Crazy Mouse: Has a 6′ maximum height requirement. Not a fun ride, as it inflicts whiplash from all neck angles. Lasts WAY longer than it should.

Double Shot: a vertical ride, launches straight up 85 feet, then free-falls to dislodge your stomach. This happens twice, except your stomach is stuck up in your sinuses the second time. Lasts 4 seconds, then 4 more hurling seconds.

Sky Flyer: a pendulum ride. Swings higher and higher until the momentum carries you all the way around. For a frozen second before the cabin decides to tip over, you hang, suspended, upside down. Relax your arms and legs for the onlookers below to see dangling limbs. Lasts not long enough.

Log Flume: a “wet” ride. A fakeout dip with a little bit of a splash. A 3.7-foot ascent anticipating a big splash that drenches you. The soothing smell of chlorine. Lasts about 12 seconds.
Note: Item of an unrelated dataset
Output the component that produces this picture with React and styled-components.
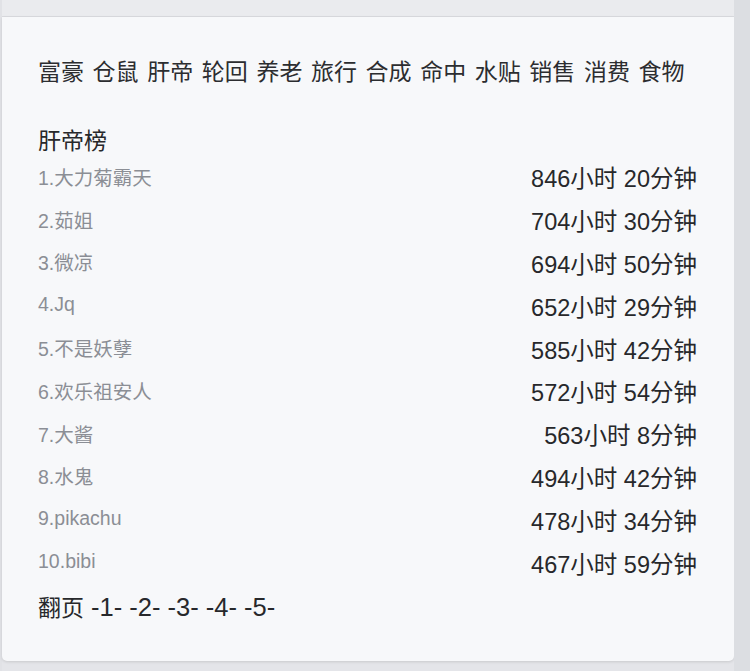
import React from 'react';
import styled, { createGlobalStyle } from 'styled-components';

const GlobalStyle = createGlobalStyle`
  html, body {
    margin: 0;
    padding: 0;
    background: #e4e5e9;
  }
  body {
    font-family: "Liberation Sans", "Noto Sans CJK SC", sans-serif;
    -webkit-font-smoothing: antialiased;
  }
`;

const tags = ['富豪', '仓鼠', '肝帝', '轮回', '养老', '旅行', '合成', '命中', '水贴', '销售', '消费', '食物'];

const ranking = [
  { name: '大力菊霸天', time: '846小时 20分钟' },
  { name: '茹姐', time: '704小时 30分钟' },
  { name: '微凉', time: '694小时 50分钟' },
  { name: 'Jq', time: '652小时 29分钟' },
  { name: '不是妖孽', time: '585小时 42分钟' },
  { name: '欢乐祖安人', time: '572小时 54分钟' },
  { name: '大酱', time: '563小时 8分钟' },
  { name: '水鬼', time: '494小时 42分钟' },
  { name: 'pikachu', time: '478小时 34分钟' },
  { name: 'bibi', time: '467小时 59分钟' },
];

const Page = styled.div`
  display: flex;
  min-height: 671px;
  background: #e4e5e9;
`;

const LeftEdge = styled.div`
  width: 2px;
  background: #e1e2e6;
`;

const Column = styled.div`
  width: 732px;
  display: flex;
  flex-direction: column;
`;

const Scrollbar = styled.div`
  flex: 1;
  background: #dcdee2;
`;

const PrevCard = styled.div`
  height: 16px;
  background: #eaebee;
  border-bottom: 1px solid #dadbdf;
`;

const Card = styled.div`
  background: #f7f8fa;
  border-radius: 0 0 5px 5px;
  box-shadow: 0 1px 3px rgba(0, 0, 0, 0.12);
  padding: 37px 36px 37px 36px;
  display: flex;
  flex-direction: column;
`;

const Tags = styled.div`
  display: flex;
  gap: 8.6px;
  height: 32px;
  align-items: center;
  font-size: 23px;
  color: #2c2d30;
  margin-bottom: 40px;
`;

const Title = styled.div`
  font-size: 23px;
  line-height: 30px;
  color: #27282b;
`;

const Row = styled.div`
  display: flex;
  justify-content: space-between;
  align-items: center;
  height: 42.8px;
  padding-right: 1px;
`;

const Name = styled.span`
  font-size: 19.5px;
  color: #8b8e95;
  margin-top: -2px;
`;

const Time = styled.span`
  font-size: 23.5px;
  color: #27282b;
`;

const Pager = styled.div`
  margin-top: 7px;
  font-size: 23px;
  line-height: 32px;
  color: #27282b;
`;

const PageLinks = styled.span`
  font-size: 25.5px;
`;

export default function App() {
  return (
    <>
      <GlobalStyle />
      <Page>
        <LeftEdge />
        <Column>
          <PrevCard />
          <Card>
            <Tags>
              {tags.map(t => <span key={t}>{t}</span>)}
            </Tags>
            <Title>肝帝榜</Title>
            {ranking.map((r, i) => (
              <Row key={r.name}>
                <Name>{i + 1}.{r.name}</Name>
                <Time>{r.time}</Time>
              </Row>
            ))}
            <Pager>翻页<PageLinks> -1- -2- -3- -4- -5-</PageLinks></Pager>
          </Card>
        </Column>
        <Scrollbar />
      </Page>
    </>
  );
}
Thunderbolt: a spinning ride, specifically designed as a dry cycle after unboarding the Log Flume. Loud, bass-heavy music plays as you hover, round and round, forward for a few orbits, then backward. Lasts 8 seconds on high heat.

Starship 2000: a rotating platform. Instead of the floor dropping as soon as terminal speed is reached, the pad you are leaning against raises. Your body flattens against the side of the ship, and when the ride stops, the operator peels you off like putty. I felt especially woozy after this ride. Lasts 10 seconds Earth-time; at the speed of light, where

 t=7 seconds. Approximately.

Mini Golf: the sign, if you glance quickly, looks like “Mini Self.” But don’t expect a miniature clone of yourself when you pay. 18 holes. Much more fun with the 5-stroke maximum. Watch out for the divets and the concrete bunkers. Watch out for kids trying to poach your turn.

If you first look at this wondrous place – the mystical Rye Playland – when you arrive and it turns you cranky, you won’t be cranky after spending a day here. You must overload your senses with junkfood and the rides that barely one-up the McDonald’s playland. You must act and think and laugh as a child. You must spin your head and twist your stomach to the verge of vomiting. If this is your approach, your fun is guaranteed.